Lot is een kind met een ‘ontembare weetlust’, ze stelt onophoudelijk vragen, ‘spokendansende vragen’ die haar ’s nachts wakker houden; ‘willen weten hield me op de been’. Wat ze vooral wil weten is hoe het zit met het ‘Negerschap’ en het ‘Jodendom’ van haar voorouders. Hoe verhouden die twee zich tot elkaar? Beide maken deel uit van wie zij is: in hoofdstuk 1 draagt zij op school het gedicht Negerschap van Eugène W. Rellum voor met een gouden davidsster om haar nek.

Het N-woord is voor Ellen Ombre geen taboe; in Onder de vulkaan gebruikte zij het onbekommerd en dat gebeurt ook in deze roman, waar een tante vleiend over Lots vader dingen zegt als: ‘Heinrich is een neger, maar een fijne neger’. Heinrich werkt aan een groot Verhaal over de geschiedenis van Jodensavanne, de plaats aan de Surinamerivier waar in de zeventiende eeuw Sefardische joden, gevlucht voor de inquisitie, zich vestigden. Zij waren daar vrij en veilig en stichtten suikerplantages die bewerkt werden door slaafgemaakten.

Uit de relaties van de Sefarden en zwarte slavinnen ontstond daar op Jodensavanne nageslacht: de zogeheten ‘Negerjoden’. Van hen stamt vader Heinrich af. Lots moeder is een nakomeling van de Joodse Nassy’s, grondleggers van de Jodensavanne. Deze voorgeschiedenis roept bij Lot een stroom van vragen op: wie zijn ze eigenlijk, zij en haar vader? Zijn ze Joods? En wat is precies een Jood? Of is ze een ‘Negerjood’? Wat was het aandeel van Joden in de slavenhandel? En hoe gedroegen ze zich als plantagehouders? Hoe kan het dat de joden, zelf slachtoffer van vervolging en onderdrukking, volop meededen aan de slavernij en zelfs wrede slavenmeesters waren?

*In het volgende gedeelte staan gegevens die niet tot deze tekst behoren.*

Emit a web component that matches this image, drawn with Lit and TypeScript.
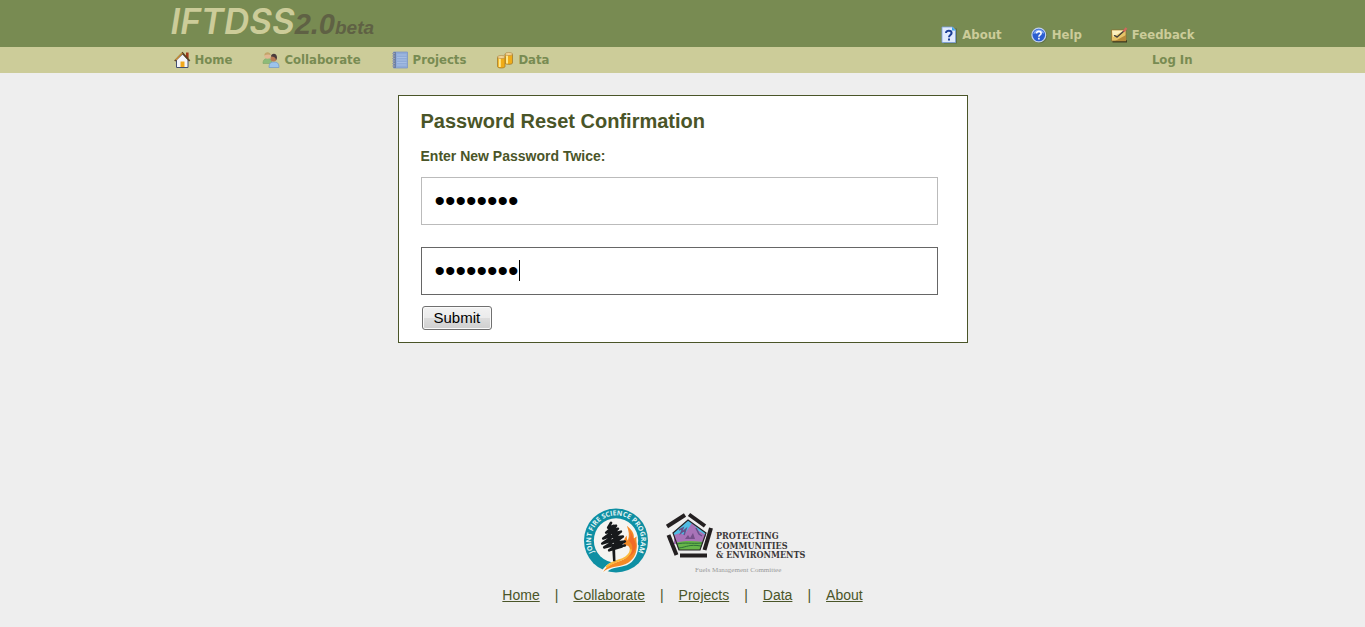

Op al die vragen wil Lot een antwoord; ze ontwikkelt een ware obsessie voor wat haar moeder noemt het ‘negerjodending’ en een diepe schaamte om de rol van haar voorouders, Sefarden maar ook Afrikanen die hun eigen mensen verhandelden.

Een stroom van historische boeken en studies trekt voorbij in deze roman die een combinatie is van fictie en non-fictie en die betovert met een heel eigen stijl, vol niet-alledaagse woorden en wondermooie zinnen. Levenslang blijft Lot speuren, eerst in Suriname en later in Amsterdam waar ze tientallen jaren samenleeft met een Joodse filosoof/psychoanalyticus die stelselmatig vreemdgaat, liefst met zwarte vrouwen, en in wie we mogelijk Ellen Ombre’s ex-echtgenoot Abram de Swaan kunnen herkennen.

Het Grote Verhaal over Jodensavanne komt nooit af. Terug in Suriname wordt de fictieve Lot aan de kant gezet en neemt de werkelijkheid het over. Een boek dat zo onvervalst en echt is, zulke wezenlijke vragen aan de orde stelt, zo actueel is zonder ooit modieus te worden, zo’n boek moet gelezen worden en besproken!    


Bestseller? Nietes! Over avontuurlijk lezen.

De boekenwereld is besmet met de bestselleritis. Het is makkelijk om je boeken online te kopen, maar een groot nadeel is dat je niet meer de toevallige tip of vondst van de boekhandelaar krijgt. Algoritmes toveren vooral de bestsellers op je beeldscherm. Trouwens, de hele boekenwereld wordt steeds commerciëler waardoor het boekenaanbod steeds minder divers en gedurfd is. Jammer, want het is juist zo leuk om een nieuwe schrijver te ontdekken. Met deze rubriek hopen we de meer avontuurlijke tips boven water te krijgen. Elke aflevering vertelt iemand over een boek dat indruk op hem maakte. Dit mag elk boek zijn, zolang het maar niet in de bestseller top 60 staat.